Each line in the material below, starting at the one with "Reproduce this screenshot" and ending at the one with "string; desc?: string;", is to be reproduced exactly; no picture is to be copied.

**** EXTRACTED MATERIAL

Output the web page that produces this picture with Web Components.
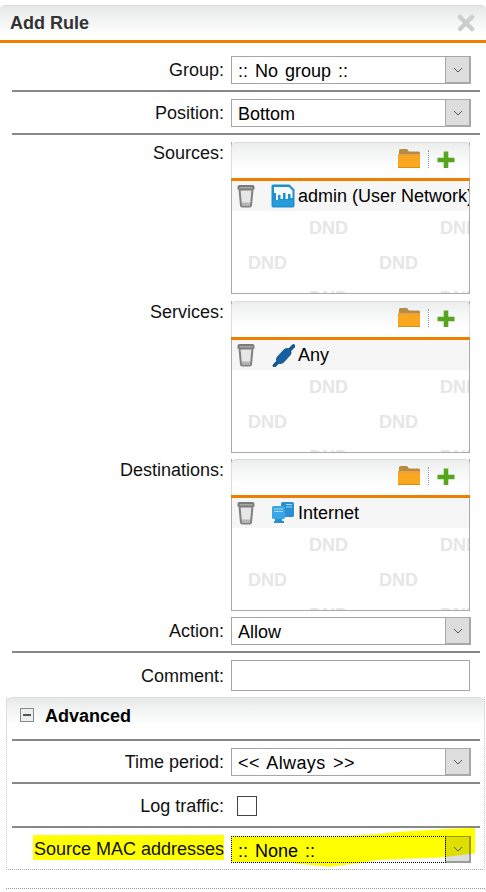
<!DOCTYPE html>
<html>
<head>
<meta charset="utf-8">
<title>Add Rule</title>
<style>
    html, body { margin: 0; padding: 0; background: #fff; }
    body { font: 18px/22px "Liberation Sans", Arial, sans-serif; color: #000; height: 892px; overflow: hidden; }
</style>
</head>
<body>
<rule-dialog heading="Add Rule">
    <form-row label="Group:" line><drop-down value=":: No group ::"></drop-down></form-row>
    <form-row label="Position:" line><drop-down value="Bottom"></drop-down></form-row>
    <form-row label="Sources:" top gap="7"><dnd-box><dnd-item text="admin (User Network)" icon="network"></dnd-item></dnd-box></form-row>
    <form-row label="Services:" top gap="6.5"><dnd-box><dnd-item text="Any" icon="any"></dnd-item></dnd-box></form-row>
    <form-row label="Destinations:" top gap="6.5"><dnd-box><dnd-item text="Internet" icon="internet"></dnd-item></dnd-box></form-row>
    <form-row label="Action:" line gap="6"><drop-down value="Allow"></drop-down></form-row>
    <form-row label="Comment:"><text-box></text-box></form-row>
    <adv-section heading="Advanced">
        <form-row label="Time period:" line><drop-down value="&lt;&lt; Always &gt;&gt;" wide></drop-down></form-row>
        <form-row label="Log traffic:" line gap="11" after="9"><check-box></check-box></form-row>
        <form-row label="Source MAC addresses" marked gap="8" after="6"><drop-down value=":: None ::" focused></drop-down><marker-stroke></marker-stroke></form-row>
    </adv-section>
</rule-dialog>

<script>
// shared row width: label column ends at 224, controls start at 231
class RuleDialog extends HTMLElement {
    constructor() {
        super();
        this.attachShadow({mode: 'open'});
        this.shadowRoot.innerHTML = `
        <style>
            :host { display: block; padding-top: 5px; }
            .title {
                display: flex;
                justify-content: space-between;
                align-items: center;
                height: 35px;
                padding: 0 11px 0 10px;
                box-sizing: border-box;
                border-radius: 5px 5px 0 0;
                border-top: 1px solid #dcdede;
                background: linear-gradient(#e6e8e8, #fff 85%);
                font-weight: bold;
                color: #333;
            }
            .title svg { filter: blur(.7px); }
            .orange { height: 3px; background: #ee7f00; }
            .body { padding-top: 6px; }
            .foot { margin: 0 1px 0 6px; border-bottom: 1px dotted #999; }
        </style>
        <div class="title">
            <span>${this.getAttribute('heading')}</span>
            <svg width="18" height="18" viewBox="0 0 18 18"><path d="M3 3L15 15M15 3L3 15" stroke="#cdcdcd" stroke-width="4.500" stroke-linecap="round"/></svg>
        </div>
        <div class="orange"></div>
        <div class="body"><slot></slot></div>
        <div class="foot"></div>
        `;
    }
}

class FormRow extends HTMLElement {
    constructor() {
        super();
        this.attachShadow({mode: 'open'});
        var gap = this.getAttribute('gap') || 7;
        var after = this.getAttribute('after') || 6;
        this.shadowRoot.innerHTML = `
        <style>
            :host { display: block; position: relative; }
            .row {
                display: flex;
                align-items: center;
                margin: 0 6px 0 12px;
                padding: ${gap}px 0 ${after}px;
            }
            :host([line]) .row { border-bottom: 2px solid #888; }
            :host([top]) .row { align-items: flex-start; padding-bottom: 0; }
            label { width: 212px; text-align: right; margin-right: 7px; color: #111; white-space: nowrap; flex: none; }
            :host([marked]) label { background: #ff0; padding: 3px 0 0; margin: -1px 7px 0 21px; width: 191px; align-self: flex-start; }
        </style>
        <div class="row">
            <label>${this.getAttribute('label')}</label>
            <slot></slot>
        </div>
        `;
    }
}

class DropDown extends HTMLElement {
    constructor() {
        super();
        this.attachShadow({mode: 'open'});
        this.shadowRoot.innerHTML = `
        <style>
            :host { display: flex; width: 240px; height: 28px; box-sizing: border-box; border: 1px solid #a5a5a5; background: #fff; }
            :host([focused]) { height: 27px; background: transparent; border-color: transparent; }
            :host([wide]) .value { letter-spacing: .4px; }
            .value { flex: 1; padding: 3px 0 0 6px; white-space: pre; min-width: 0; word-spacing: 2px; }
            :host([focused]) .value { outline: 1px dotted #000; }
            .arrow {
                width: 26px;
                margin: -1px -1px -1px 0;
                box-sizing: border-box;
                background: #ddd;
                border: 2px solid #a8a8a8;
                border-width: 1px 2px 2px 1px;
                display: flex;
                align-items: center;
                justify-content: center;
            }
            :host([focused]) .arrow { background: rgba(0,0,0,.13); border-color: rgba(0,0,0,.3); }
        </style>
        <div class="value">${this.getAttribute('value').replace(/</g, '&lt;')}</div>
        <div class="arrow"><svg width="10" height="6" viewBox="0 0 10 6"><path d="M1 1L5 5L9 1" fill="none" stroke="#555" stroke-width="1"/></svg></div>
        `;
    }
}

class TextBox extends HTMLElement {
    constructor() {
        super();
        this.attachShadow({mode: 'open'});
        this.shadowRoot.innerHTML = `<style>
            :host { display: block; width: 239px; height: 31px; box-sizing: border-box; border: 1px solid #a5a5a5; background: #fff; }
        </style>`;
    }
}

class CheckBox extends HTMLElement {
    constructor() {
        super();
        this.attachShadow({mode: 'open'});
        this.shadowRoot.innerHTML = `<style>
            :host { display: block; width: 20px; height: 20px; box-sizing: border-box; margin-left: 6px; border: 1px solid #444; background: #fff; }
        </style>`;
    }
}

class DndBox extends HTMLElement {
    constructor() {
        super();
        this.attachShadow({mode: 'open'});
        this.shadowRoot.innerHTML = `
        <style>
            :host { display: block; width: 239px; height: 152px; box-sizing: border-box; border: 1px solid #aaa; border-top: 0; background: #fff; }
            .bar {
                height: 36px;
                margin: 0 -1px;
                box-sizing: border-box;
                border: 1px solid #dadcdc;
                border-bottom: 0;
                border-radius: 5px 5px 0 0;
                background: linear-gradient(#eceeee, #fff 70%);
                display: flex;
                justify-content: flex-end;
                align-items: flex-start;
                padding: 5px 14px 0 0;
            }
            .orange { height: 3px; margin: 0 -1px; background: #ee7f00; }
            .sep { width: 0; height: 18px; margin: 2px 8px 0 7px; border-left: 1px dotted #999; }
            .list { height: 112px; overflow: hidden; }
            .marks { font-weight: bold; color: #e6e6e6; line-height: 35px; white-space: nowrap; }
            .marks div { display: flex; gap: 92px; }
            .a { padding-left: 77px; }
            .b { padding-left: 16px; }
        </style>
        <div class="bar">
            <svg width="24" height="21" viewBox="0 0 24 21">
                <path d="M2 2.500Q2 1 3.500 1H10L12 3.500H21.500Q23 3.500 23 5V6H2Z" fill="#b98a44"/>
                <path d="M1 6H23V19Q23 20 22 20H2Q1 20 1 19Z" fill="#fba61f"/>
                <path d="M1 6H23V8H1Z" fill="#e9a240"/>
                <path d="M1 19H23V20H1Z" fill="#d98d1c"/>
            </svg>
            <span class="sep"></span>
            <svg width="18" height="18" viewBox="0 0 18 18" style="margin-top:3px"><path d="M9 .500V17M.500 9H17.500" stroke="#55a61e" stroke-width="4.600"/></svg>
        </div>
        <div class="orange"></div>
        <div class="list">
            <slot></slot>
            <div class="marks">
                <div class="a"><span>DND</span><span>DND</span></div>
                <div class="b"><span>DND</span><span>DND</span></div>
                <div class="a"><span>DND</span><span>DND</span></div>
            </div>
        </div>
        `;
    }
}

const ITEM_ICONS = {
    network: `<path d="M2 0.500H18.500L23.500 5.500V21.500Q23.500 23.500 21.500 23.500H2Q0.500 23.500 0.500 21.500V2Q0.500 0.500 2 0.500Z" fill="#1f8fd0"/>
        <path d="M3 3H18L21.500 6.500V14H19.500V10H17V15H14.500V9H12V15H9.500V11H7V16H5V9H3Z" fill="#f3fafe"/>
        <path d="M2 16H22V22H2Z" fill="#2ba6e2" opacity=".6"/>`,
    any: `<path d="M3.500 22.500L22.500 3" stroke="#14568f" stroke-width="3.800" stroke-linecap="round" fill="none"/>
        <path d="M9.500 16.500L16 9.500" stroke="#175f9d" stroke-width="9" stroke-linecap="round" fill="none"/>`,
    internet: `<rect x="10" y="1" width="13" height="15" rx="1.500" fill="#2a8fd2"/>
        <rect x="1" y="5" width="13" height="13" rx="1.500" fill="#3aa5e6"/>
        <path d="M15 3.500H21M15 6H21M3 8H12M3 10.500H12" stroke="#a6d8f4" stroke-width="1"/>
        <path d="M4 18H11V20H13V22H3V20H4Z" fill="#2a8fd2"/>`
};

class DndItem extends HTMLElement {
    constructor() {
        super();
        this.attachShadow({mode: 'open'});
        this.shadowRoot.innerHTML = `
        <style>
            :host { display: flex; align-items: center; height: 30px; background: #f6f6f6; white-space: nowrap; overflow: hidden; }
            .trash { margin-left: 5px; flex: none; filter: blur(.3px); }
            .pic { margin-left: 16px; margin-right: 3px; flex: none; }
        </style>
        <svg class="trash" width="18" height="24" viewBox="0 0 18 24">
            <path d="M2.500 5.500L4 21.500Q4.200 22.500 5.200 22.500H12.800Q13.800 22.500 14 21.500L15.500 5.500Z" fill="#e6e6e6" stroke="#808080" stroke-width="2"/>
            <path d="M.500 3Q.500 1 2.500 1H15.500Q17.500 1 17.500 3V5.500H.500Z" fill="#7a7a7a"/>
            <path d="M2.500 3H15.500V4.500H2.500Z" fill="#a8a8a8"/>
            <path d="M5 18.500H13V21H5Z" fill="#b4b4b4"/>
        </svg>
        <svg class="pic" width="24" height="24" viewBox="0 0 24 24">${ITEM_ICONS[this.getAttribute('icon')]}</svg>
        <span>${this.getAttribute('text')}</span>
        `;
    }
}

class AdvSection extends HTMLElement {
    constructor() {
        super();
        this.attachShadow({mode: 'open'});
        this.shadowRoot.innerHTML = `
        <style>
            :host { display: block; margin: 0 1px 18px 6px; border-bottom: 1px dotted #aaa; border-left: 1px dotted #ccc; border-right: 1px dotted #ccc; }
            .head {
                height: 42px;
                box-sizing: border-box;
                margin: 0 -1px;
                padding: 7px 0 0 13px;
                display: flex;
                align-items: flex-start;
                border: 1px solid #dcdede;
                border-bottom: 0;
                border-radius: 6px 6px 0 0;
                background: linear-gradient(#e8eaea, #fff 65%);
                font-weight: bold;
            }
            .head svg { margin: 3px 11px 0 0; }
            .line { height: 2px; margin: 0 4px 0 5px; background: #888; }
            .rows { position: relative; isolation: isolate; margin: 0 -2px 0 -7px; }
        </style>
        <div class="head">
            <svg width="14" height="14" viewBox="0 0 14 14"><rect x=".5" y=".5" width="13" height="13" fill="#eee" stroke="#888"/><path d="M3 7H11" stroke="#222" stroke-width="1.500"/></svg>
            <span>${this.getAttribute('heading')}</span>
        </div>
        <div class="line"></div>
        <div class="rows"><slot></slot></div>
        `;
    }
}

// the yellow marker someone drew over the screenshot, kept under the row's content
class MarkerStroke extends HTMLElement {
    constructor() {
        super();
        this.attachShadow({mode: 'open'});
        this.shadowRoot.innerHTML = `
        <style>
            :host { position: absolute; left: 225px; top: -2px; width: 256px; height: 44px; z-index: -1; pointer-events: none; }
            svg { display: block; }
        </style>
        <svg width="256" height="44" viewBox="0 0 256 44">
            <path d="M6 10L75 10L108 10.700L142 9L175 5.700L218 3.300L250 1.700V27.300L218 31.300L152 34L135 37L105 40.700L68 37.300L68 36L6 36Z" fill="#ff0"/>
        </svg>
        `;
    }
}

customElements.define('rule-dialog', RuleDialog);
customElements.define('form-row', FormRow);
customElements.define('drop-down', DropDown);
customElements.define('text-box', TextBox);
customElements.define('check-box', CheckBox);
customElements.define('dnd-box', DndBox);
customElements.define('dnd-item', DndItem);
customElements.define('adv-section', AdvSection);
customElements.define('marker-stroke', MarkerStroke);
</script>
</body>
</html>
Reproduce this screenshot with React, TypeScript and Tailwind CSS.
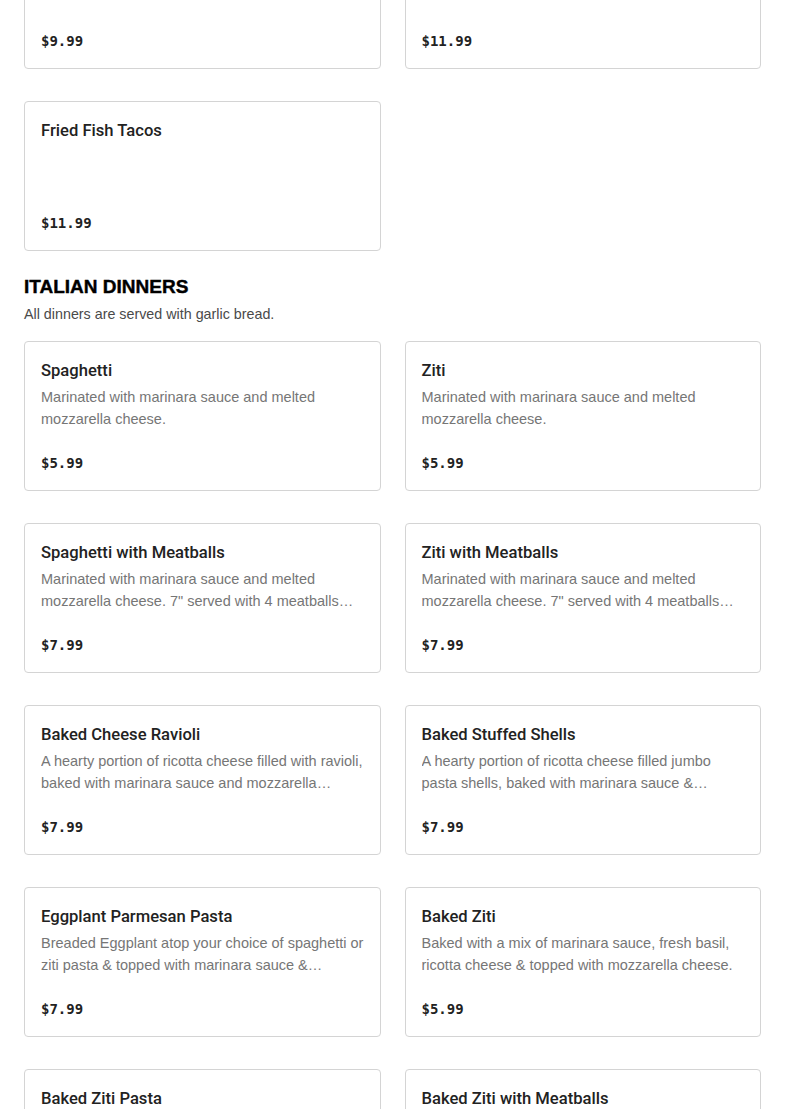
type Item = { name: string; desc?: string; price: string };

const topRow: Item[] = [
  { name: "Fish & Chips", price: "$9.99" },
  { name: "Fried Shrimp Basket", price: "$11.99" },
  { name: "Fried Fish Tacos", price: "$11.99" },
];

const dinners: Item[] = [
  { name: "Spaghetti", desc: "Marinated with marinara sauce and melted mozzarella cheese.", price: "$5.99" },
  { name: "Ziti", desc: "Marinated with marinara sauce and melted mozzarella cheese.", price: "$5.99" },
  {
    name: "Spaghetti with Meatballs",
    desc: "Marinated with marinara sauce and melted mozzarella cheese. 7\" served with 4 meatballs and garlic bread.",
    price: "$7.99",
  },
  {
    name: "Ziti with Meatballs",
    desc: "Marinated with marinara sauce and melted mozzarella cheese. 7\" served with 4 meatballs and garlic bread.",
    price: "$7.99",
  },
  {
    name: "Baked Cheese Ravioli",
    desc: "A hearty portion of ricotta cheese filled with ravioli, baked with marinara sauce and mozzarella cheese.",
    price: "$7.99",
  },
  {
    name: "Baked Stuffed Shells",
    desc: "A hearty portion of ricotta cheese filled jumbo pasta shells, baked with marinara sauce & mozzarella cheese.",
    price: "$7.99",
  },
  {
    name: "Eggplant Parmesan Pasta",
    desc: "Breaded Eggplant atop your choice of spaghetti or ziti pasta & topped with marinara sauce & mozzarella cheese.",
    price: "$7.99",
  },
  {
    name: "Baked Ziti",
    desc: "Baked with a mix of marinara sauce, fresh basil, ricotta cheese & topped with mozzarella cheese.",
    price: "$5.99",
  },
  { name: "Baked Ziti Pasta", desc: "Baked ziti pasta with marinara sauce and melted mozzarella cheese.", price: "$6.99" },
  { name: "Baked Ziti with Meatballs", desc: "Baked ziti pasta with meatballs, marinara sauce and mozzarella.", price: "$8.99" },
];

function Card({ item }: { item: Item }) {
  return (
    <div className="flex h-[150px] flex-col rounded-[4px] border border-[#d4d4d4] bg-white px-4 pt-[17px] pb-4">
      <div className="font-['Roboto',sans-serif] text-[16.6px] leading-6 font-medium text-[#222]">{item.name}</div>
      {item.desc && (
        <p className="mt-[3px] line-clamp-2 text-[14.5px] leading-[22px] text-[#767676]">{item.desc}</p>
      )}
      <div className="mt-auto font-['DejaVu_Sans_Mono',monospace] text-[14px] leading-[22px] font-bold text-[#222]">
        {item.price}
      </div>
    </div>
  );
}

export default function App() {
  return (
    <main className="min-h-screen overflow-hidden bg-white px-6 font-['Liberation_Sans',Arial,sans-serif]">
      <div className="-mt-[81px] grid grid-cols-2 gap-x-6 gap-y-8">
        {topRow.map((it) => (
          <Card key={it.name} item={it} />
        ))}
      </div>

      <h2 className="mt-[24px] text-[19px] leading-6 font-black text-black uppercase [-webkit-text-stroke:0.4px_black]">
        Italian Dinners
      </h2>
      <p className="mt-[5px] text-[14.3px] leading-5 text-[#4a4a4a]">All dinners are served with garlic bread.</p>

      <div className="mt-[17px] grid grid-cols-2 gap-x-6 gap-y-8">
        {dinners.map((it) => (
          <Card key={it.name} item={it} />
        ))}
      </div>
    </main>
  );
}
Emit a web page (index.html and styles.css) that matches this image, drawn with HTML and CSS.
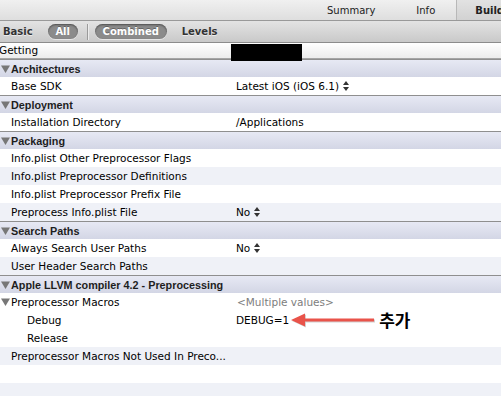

********

# RESPONSE TO THIS TASK
Reproduce this screenshot with React, TypeScript and Tailwind CSS.
type Item = { name: string; desc?: string; price: string };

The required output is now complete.